The image generators that I used have been updated many times since I began experimenting, and I've found that the newer versions have made the results more predictable. While predictability is a negative if your main purpose is to see unconventional design concepts, I can understand the need for more control when working with AI. I think in the future we will see tools that will perform quite predictably within well-defined constraints. More importantly, I expect to see image generators integrated with many engineering tools, and to see people using the data generated with these tools for training purposes.
Of course, the use of AI image generators raises serious ethical issues. They risk amplifying demographic and other biases in training data. Generated content can spread misinformation and violate privacy and intellectual property rights. There are many legitimate concerns about the impacts of AI generators on artists' and writers' livelihoods. Clearly, there is a need for transparency, oversight, and accountability regarding data sourcing, content generation, and downstream usage. I believe anyone who chooses to use generative AI must take such concerns seriously and use the generators ethically.

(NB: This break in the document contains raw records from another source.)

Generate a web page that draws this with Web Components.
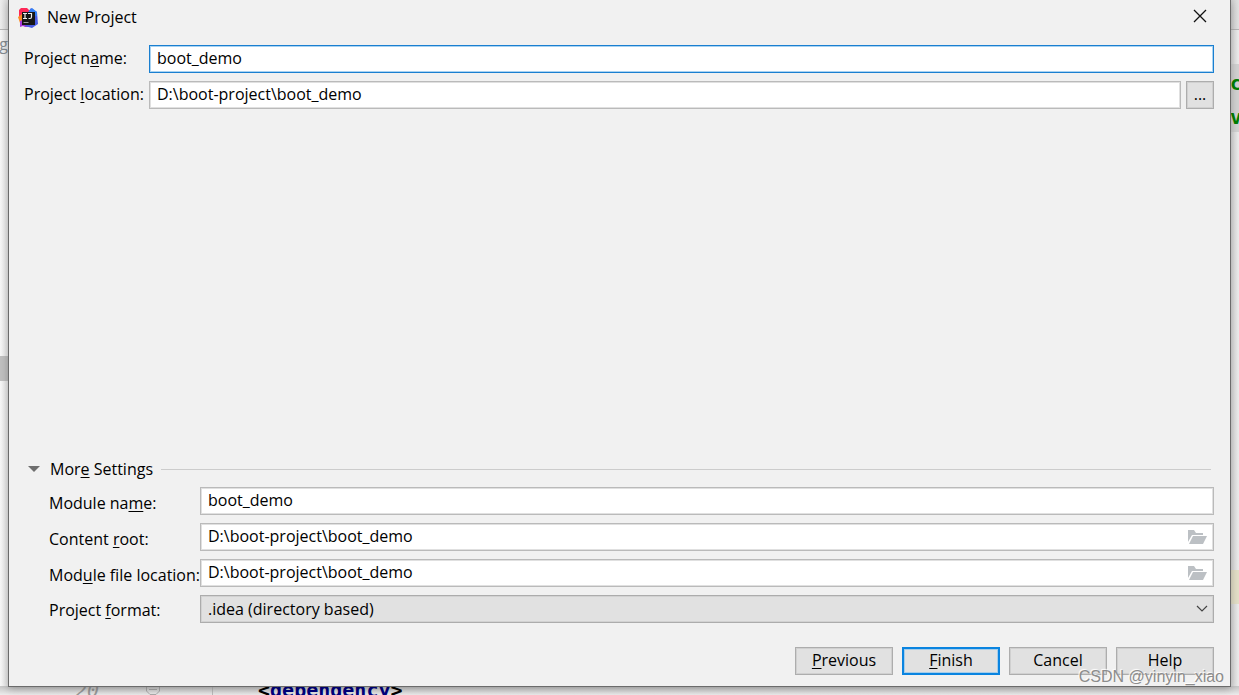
<!DOCTYPE html>
<html lang="en">
<head>
<meta charset="utf-8">
<title>New Project</title>
<style>
  body { margin: 0; background: #fff; color: #000; font: 16px/20px "Open Sans", "Noto Sans", sans-serif; }
</style>
</head>
<body>
<project-window></project-window>

<template id="editor-backdrop">
  <style>
    :host { position: absolute; inset: 0; z-index: -1; display: grid; grid-template: minmax(0, 1fr) 9px / 9px minmax(0, 1fr) 9px; overflow: hidden; background: #f4f4f4; font: 20px/34px "DejaVu Sans Mono", monospace; }
    .side { display: flex; flex-direction: column; overflow: hidden; background: linear-gradient(90deg, #f8f8f8, #e2e2e2); }
    .right { grid-column: 3; background: linear-gradient(90deg, #d6d6d6, #ececec); }
    .bar { flex: none; box-sizing: border-box; height: 30px; border-bottom: 1px solid #b5b5b5; background: #0000000a; }
    .crumb { height: 34px; font: 16px/28px "Open Sans", sans-serif; color: #858c91; display: flex; justify-content: flex-end; padding-right: 1px; }
    .thumb { height: 25px; background: #c0c0c0; margin-top: 292px; }
    .code { margin-top: 34px; background: #d2d2d2; color: #008000; font-weight: bold; line-height: 38px; height: 68px; }
    .code div { height: 34px; }
    .current { margin-top: 438px; height: 34px; background: #e3dfc8; }
    .line { grid-row: 2; grid-column: 1 / -1; display: flex; overflow: hidden; background: linear-gradient(#c6c6c6, #ececec); line-height: 20px; }
    .gutter { display: flex; box-sizing: border-box; width: 213px; padding-left: 75px; border-right: 1px solid #bbb; color: #999; font-style: italic; }
    .gutter svg { margin-left: 46px; }
    .line span { margin-top: -6px; }
    .tag { margin-left: 45px; font-weight: bold; }
    b { color: #000080; }
  </style>
  <div class="side"><div class="bar"></div><div class="crumb">g</div><div class="thumb"></div></div>
  <div class="side right"><div class="bar"></div><div class="code"><div>c</div><div>v</div></div><div class="current"></div></div>
  <div class="line">
    <div class="gutter"><span>20</span><svg width="16" height="9" viewBox="0 0 16 9" fill="none" stroke="#aaa"><path d="M1.500 0V5L5 8.500H11L14.500 5V0M4 3.500H12"/></svg></div>
    <span class="tag">&lt;<b>dependency</b>&gt;</span>
  </div>
</template>

<template id="title-bar">
  <style>
    :host { display: flex; align-items: center; height: 35px; padding: 0 15px 0 9px; }
    .logo { flex: none; margin-right: 9px; }
    h1 { flex: 1; margin: 0; padding-bottom: 2px; font: inherit; }
    button { display: flex; align-items: center; justify-content: center; width: 30px; height: 30px; padding: 0; border: 0; background: none; margin-bottom: 3px; }
  </style>
  <svg class="logo" width="20" height="20" viewBox="0 0 20 20" aria-hidden="true">
    <path d="M1 2 3 0H9L13 4 10 11 1 10Z" fill="#fe2857"/>
    <path d="M0 9 4 6l4 7-6 2Z" fill="#fc8b25"/>
    <path d="m2 13 7-3 3 9H7l-2-1-3 1Z" fill="#a83ad9"/>
    <path d="m10 4 3-4 6 4 1 12-6 4-7-2Z" fill="#4a5de4"/>
    <path d="m11 3 3-3 5 4v4h-7Z" fill="#3380f5"/>
    <path d="M4 4H17V17H4Z" fill="#161616"/>
    <path d="M5 5.500H9M7 5.500V10.500M5 10.500H9M10 5.500H13.500V9Q13.500 10.500 12 10.500H10.500" fill="none" stroke="#eee" stroke-width="1.200"/>
    <path d="M5.500 14.500H10.500" stroke="#999" stroke-width="1"/>
  </svg>
  <h1><slot></slot></h1>
  <button type="button" aria-label="Close"><svg width="14" height="14" viewBox="0 0 14 14" fill="none" stroke="#111" stroke-width="1.300"><path d="m1 1 12 12M13 1 1 13"/></svg></button>
</template>

<template id="text-field">
  <style>
    :host { display: grid; grid-template-columns: var(--label-width) minmax(0, 1fr) auto; align-items: center; min-height: 28px; }
    label { white-space: nowrap; padding-top: var(--label-top, 0); padding-bottom: var(--label-bottom, 2px); }
    .box { display: flex; align-items: center; box-sizing: border-box; height: 28px; border: 1px solid #bababa; background: #fff; outline: 1px solid #e0e0e0; outline-offset: -2px; }
    :host([active]) .box { border-color: #1a7fd0; outline-color: #a9d3f2; }
    input { flex: 1; min-width: 0; height: 26px; box-sizing: border-box; border: 0; outline: 0; padding: 0 7px 2px; background: none; font: inherit; color: inherit; }
    .folder { display: none; margin-right: 6px; padding: 0; border: 0; background: none; }
    :host([folder]) .folder { display: flex; }
  </style>
  <label for="field"><slot name="label"></slot></label>
  <div class="box">
    <input id="field" type="text" spellcheck="false">
    <button class="folder" type="button" aria-label="Browse folders"><svg width="20" height="16" viewBox="0 0 20 16" fill="#bcc0c4"><path d="M1 1H7L9 4H16V6H5L1 13Z"/><path d="M6 7H20L16 15H2Z"/></svg></button>
  </div>
  <slot name="action"></slot>
</template>

<template id="select-field">
  <style>
    :host { display: grid; grid-template-columns: var(--label-width) minmax(0, 1fr); align-items: center; }
    label { white-space: nowrap; padding-top: 2px; }
    .box { display: grid; align-items: center; }
    select, svg { grid-area: 1 / 1; }
    select { appearance: none; width: 100%; height: 28px; box-sizing: border-box; border: 1px solid #acacac; outline: 1px solid #d2d2d2; outline-offset: -2px; border-radius: 0; padding: 0 28px 0 7px; background: #e1e1e1; font: inherit; color: inherit; }
    svg { justify-self: end; margin-right: 6px; pointer-events: none; }
    u { text-decoration-thickness: 1px; text-underline-offset: 2px; }
  </style>
  <label for="format">Project <u>f</u>ormat:</label>
  <div class="box">
    <select id="format"><option>.idea (directory based)</option><option>.ipr (file based)</option></select>
    <svg width="12" height="8" viewBox="0 0 12 8" fill="none" stroke="#444" stroke-width="1.200"><path d="m1 1 5 5 5-5"/></svg>
  </div>
</template>

<template id="push-button">
  <style>
    :host { display: block; width: 98px; }
    :host([compact]) { width: 28px; margin-left: 5px; }
    button { display: block; width: 100%; height: 28px; box-sizing: border-box; padding: 0 0 2px; border: 1px solid #adadad; outline: 1px solid #d0d0d0; outline-offset: -2px; border-radius: 0; background: #e1e1e1; font: inherit; color: inherit; }
    :host([primary]) button { border: 2px solid #0a84e0; outline-color: #a5cdea; outline-offset: -3px; }
  </style>
  <button type="button"><slot></slot></button>
</template>

<template id="settings-section">
  <style>
    :host { display: block; --label-width: 151px; --label-top: 4px; --label-bottom: 0; }
    .head { display: flex; align-items: center; margin: 0 3px 8px 4px; }
    button { display: flex; align-items: center; gap: 10px; padding: 0; border: 0; background: none; font: inherit; color: inherit; }
    .rule { flex: 1; height: 1px; margin-left: 8px; background: #ccc; }
    .rows { display: grid; gap: 8px; padding-left: 25px; }
  </style>
  <div class="head">
    <button type="button" aria-expanded="true"><svg width="12" height="8" viewBox="0 0 12 8" fill="#6e6e6e"><path d="M0 1H12L6 7Z"/></svg><span><slot name="heading"></slot></span></button>
    <div class="rule"></div>
  </div>
  <div class="rows"><slot></slot></div>
</template>

<template id="project-window">
  <style>
    :host { display: flex; position: relative; min-height: 100vh; }
    .dialog { flex: 1; min-width: 0; display: flex; flex-direction: column; margin: 0 8px; margin-bottom: 8px; border: 1px solid #6b6b6b; border-top: 0; background: #f1f1f1; box-shadow: 0 2px 8px #0004; }
    .content { flex: 1; display: flex; flex-direction: column; padding: 10px 16px 11px 15px; }
    .main { display: grid; gap: 8px; --label-width: 125px; }
    settings-section { margin-top: auto; }
    .buttons { display: flex; justify-content: flex-end; gap: 9px; margin-top: 24px; }
    u { text-decoration-thickness: 1px; text-underline-offset: 2px; }
    .watermark { position: absolute; right: 15px; bottom: 8px; font: 16px/20px "Liberation Sans", Arial, sans-serif; color: #8c8c8c; text-shadow: -1px -1px 1px #fff; pointer-events: none; }
  </style>
  <editor-backdrop></editor-backdrop>
  <div class="dialog">
    <title-bar>New Project</title-bar>
    <div class="content">
      <div class="main">
        <text-field active value="boot_demo"><span slot="label">Project n<u>a</u>me:</span></text-field>
        <text-field value="D:\boot-project\boot_demo"><span slot="label">Project <u>l</u>ocation:</span><push-button slot="action" compact>...</push-button></text-field>
      </div>
      <settings-section>
        <span slot="heading">Mor<u>e</u> Settings</span>
        <text-field value="boot_demo"><span slot="label">Module na<u>m</u>e:</span></text-field>
        <text-field folder value="D:\boot-project\boot_demo"><span slot="label">Content <u>r</u>oot:</span></text-field>
        <text-field folder value="D:\boot-project\boot_demo"><span slot="label">Mod<u>u</u>le file location:</span></text-field>
        <select-field></select-field>
      </settings-section>
      <div class="buttons">
        <push-button><u>P</u>revious</push-button>
        <push-button primary><u>F</u>inish</push-button>
        <push-button>Cancel</push-button>
        <push-button>Help</push-button>
      </div>
    </div>
  </div>
  <div class="watermark">CSDN @yinyin_xiao</div>
</template>

<script>
  class TemplateElement extends HTMLElement {
    constructor() {
      super();
      const template = document.getElementById(this.localName);
      this.attachShadow({ mode: "open" }).append(template.content.cloneNode(true));
    }
  }
  class EditorBackdrop extends TemplateElement {}
  class TitleBar extends TemplateElement {}
  class SelectField extends TemplateElement {}
  class PushButton extends TemplateElement {}
  class SettingsSection extends TemplateElement {}
  class ProjectWindow extends TemplateElement {}
  class TextField extends TemplateElement {
    connectedCallback() {
      this.shadowRoot.querySelector("input").value = this.getAttribute("value") || "";
    }
  }
  customElements.define("editor-backdrop", EditorBackdrop);
  customElements.define("title-bar", TitleBar);
  customElements.define("text-field", TextField);
  customElements.define("select-field", SelectField);
  customElements.define("push-button", PushButton);
  customElements.define("settings-section", SettingsSection);
  customElements.define("project-window", ProjectWindow);
</script>
</body>
</html>
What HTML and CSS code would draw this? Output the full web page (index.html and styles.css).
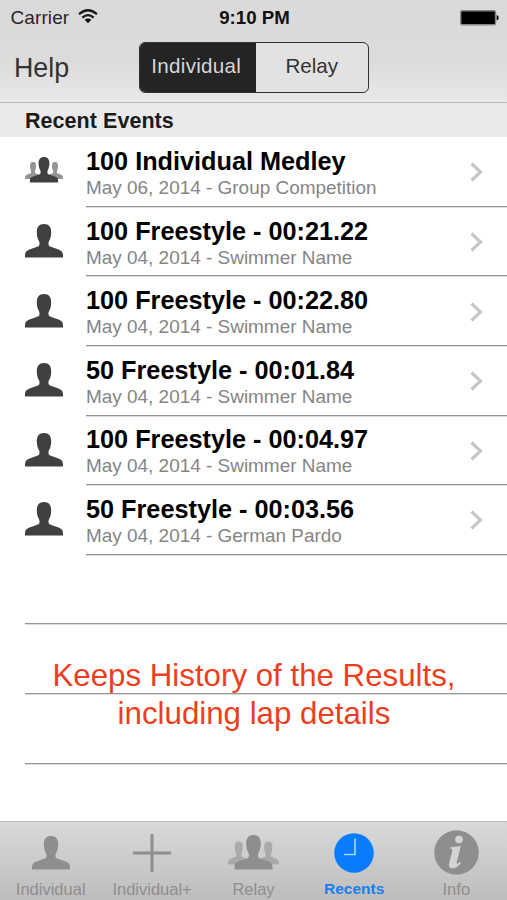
FILE: index.html
```html
<!DOCTYPE html>
<html lang="en">
<head>
<meta charset="utf-8">
<title>Recent Events</title>
<link rel="stylesheet" href="styles.css">
</head>
<body>
<svg class="defs" aria-hidden="true">
  <symbol id="person" viewBox="0 0 38 34" preserveAspectRatio="none"><path d="M19 0C14 0 11.700 3.200 11.800 8.500C11.900 12.500 12.600 15 14 17.200C14.600 18.300 14.600 19.300 14.400 20.800C14.200 22 13.300 22.500 11.500 23.100L4.500 25.500C1.500 26.600 .2 28 0 31V33.500H38V31C37.800 28 36.500 26.600 33.500 25.500L26.500 23.100C24.700 22.500 23.800 22 23.600 20.800C23.400 19.300 23.400 18.300 24 17.200C25.400 15 26.100 12.500 26.200 8.500C26.300 3.200 24 0 19 0Z"/></symbol>
  <symbol id="group" viewBox="0 0 38 26">
    <g opacity=".55"><use href="#person" x="0" y="4.700" width="16" height="17.500"/><use href="#person" x="22" y="4.700" width="16" height="17.500"/></g>
    <use href="#person" x="4.700" y="0" width="28.600" height="26" />
  </symbol>
</svg>
<div class="screen">
  <header class="header">
    <div class="status">
      <div class="carrier"><span>Carrier</span>
        <svg class="wifi" viewBox="0 0 20 15"><g fill="none" stroke="#161616" stroke-width="2.200"><path d="M1 5.200Q10-2.700 19 5.200"/><path d="M4.300 8.600Q10 3.800 15.700 8.600"/></g><path d="M6.600 10.700Q10 8.100 13.400 10.700L10 14.300Z" fill="#161616"/></svg>
      </div>
      <div class="time">9:10 PM</div>
      <svg class="battery" viewBox="0 0 39 16"><rect x=".7" y=".7" width="34.800" height="14" rx="1.500" stroke="#858585" stroke-width="1.400"/><path d="M36.700 5Q38.700 5.500 38.700 7.700T36.700 10.400Z"/></svg>
    </div>
    <div class="nav">
      <span class="help">Help</span>
      <div class="segments"><span class="segment selected">Individual</span><span class="segment relay">Relay</span></div>
    </div>
  </header>
  <h1 class="section">Recent Events</h1>
  <main class="list">
    <div class="row"><svg class="group"><use href="#group"/></svg><div class="event"><div><div class="title">100 Individual Medley</div><div class="detail">May 06, 2014 - Group Competition</div></div><svg class="chevron" viewBox="0 0 13 20"><path d="M1.500 1.500L10.500 10L1.500 18.500"/></svg></div></div>
    <div class="row"><svg class="person"><use href="#person"/></svg><div class="event"><div><div class="title">100 Freestyle - 00:21.22</div><div class="detail">May 04, 2014 - Swimmer Name</div></div><svg class="chevron" viewBox="0 0 13 20"><path d="M1.500 1.500L10.500 10L1.500 18.500"/></svg></div></div>
    <div class="row"><svg class="person"><use href="#person"/></svg><div class="event"><div><div class="title">100 Freestyle - 00:22.80</div><div class="detail">May 04, 2014 - Swimmer Name</div></div><svg class="chevron" viewBox="0 0 13 20"><path d="M1.500 1.500L10.500 10L1.500 18.500"/></svg></div></div>
    <div class="row"><svg class="person"><use href="#person"/></svg><div class="event"><div><div class="title">50 Freestyle - 00:01.84</div><div class="detail">May 04, 2014 - Swimmer Name</div></div><svg class="chevron" viewBox="0 0 13 20"><path d="M1.500 1.500L10.500 10L1.500 18.500"/></svg></div></div>
    <div class="row"><svg class="person"><use href="#person"/></svg><div class="event"><div><div class="title">100 Freestyle - 00:04.97</div><div class="detail">May 04, 2014 - Swimmer Name</div></div><svg class="chevron" viewBox="0 0 13 20"><path d="M1.500 1.500L10.500 10L1.500 18.500"/></svg></div></div>
    <div class="row"><svg class="person"><use href="#person"/></svg><div class="event"><div><div class="title">50 Freestyle - 00:03.56</div><div class="detail">May 04, 2014 - German Pardo</div></div><svg class="chevron" viewBox="0 0 13 20"><path d="M1.500 1.500L10.500 10L1.500 18.500"/></svg></div></div>
    <div class="empty"></div><div class="empty"></div><div class="empty"></div>
    <p class="caption">Keeps History of the Results,<br>including lap details</p>
  </main>
  <nav class="tabs">
    <div class="tab"><div class="glyph"><svg class="person"><use href="#person"/></svg></div><span>Individual</span></div>
    <div class="tab"><div class="glyph"><svg width="38" height="38" viewBox="0 0 38 38"><path d="M19 0V38M0 19H38" stroke="#8e8e8e" stroke-width="3"/></svg></div><span>Individual+</span></div>
    <div class="tab"><div class="glyph"><svg class="tab-group"><use href="#group"/></svg></div><span>Relay</span></div>
    <div class="tab active"><div class="glyph"><svg width="40" height="40" viewBox="0 0 40 40"><circle cx="20" cy="20" r="19.800" fill="#087cff"/><path d="M21 5.500V21.500H10" fill="none" stroke="#a9d0f5" stroke-width="1.700"/></svg></div><span>Recents</span></div>
    <div class="tab"><div class="glyph"><svg width="45" height="45" viewBox="0 0 45 45"><circle cx="22.500" cy="22.500" r="22.300" fill="#8e8e8e"/><circle cx="25" cy="9.500" r="3.800" fill="#d4d4d4"/><path d="M16.500 17.200L26.800 16L22.700 32.300C22.300 34.300 23.400 34.300 25.800 31.700L27 32.700C24.200 36.500 21.800 38.200 18.800 38.200C15.500 38.200 14.300 36.500 15.100 33.200L18.300 20.900C18.700 19.300 18 18.900 16.200 18.700Z" fill="#d4d4d4"/></svg></div><span>Info</span></div>
  </nav>
</div>
</body>
</html>
```

FILE: styles.css
```css
* { box-sizing: border-box; }
body { margin: 0; font-family: "Liberation Sans", Arial, sans-serif; background: #fff; }
svg { display: block; flex: none; }
.defs { position: absolute; width: 0; height: 0; }
.screen { width: 507px; height: 900px; display: flex; flex-direction: column; overflow: hidden; }

.header { height: 103px; flex: none; border-bottom: 1px solid #bcbcbc; background: linear-gradient(#d9d9d9, #dcdcdc 60%, #e8e8e8); }
.status { height: 35px; display: grid; grid-template-columns: 1fr auto 1fr; align-items: center; padding: 0 8.500px 0 10.500px; color: #262626; }
.carrier { display: flex; align-items: center; gap: 9px; font-size: 19px; line-height: 35px; letter-spacing: .1px; }
.wifi { width: 20px; height: 15px; margin-top: -2px; }
.time { font-size: 18.700px; line-height: 35px; font-weight: bold; color: #111; }
.battery { width: 39px; height: 16px; justify-self: end; }
.nav { height: 66px; display: grid; grid-template-columns: 125px 230px; padding-left: 14px; }
.help { font-size: 26.800px; line-height: 67px; color: #333; }
.segments { display: flex; width: 230px; height: 51px; margin-top: 7px; border: 1.500px solid #333; border-radius: 6px; overflow: hidden; background: #e2e2e2; }
.segment { flex: 1; text-align: center; font-size: 20.600px; line-height: 46px; letter-spacing: .3px; color: #333; }
.segment.selected { background: #242424; color: #d7d7d7; padding-right: 3px; }
.relay { letter-spacing: 0; }

.section { height: 34px; flex: none; margin: 0; padding-left: 25px; background: #eaeaea; font-size: 21.500px; line-height: 36px; letter-spacing: .05px; color: #1b1b1b; }
.list { position: relative; height: 684px; flex: none; padding-top: .200px; }
.row { height: 69.600px; display: flex; align-items: center; padding-left: 25px; color: #404040; }
.person, .group { fill: currentColor; }
.person { width: 38px; height: 34px; }
.row .person { margin-top: -1px; }
.group { width: 38px; height: 26px; margin-top: -3px; }
.event { flex: 1; height: 100%; margin-left: 23px; padding-right: 24px; border-bottom: 1px solid #929292; box-shadow: 0 1px 0 #dedede; display: flex; align-items: center; justify-content: space-between; }
.title { padding-top: 4px; font-size: 25.250px; line-height: 28px; font-weight: bold; color: #000; }
.detail { font-size: 18.950px; line-height: 25px; color: #858585; }
.chevron { width: 13px; height: 20px; margin-top: 2px; fill: none; stroke: #c7c7c7; stroke-width: 3.200; }
.empty { height: 69.600px; margin-left: 25px; border-bottom: 1px solid #969696; box-shadow: 0 1px 0 #dedede; }
.caption { position: absolute; left: 1px; right: 0; top: 520px; margin: 0; text-align: center; font-size: 31.250px; line-height: 38px; color: #ee3d1c; }

.tabs { height: 79px; flex: none; display: grid; grid-template-columns: repeat(5, 1fr); border-top: 1px solid #bcbcbc; background: linear-gradient(#d9d9d9, #bdbdbd); }
.tab { display: flex; flex-direction: column; align-items: center; font-size: 16.500px; line-height: 20px; color: #8e8e8e; }
.glyph { height: 57px; padding-top: 4px; display: flex; align-items: center; }
.tab-group { width: 51px; height: 35px; fill: currentColor; }
.active { padding-right: 1.500px; color: #187fee; font-weight: bold; font-size: 15.500px; }
```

If we can ensure that generative AI is being used ethically, then I believe these tools have much to offer engineers. Co-creation with image generators can help us to explore the design of future systems. These tools can shift our mindsets and move us out of our comfort zones-it's a way of creating a little bit of chaos before the rigors of engineering design impose order. By leveraging the power of AI, we engineers can start to think differently, see connections more clearly, consider future effects, and design innovative and sustainable solutions that can improve the lives of people around the world.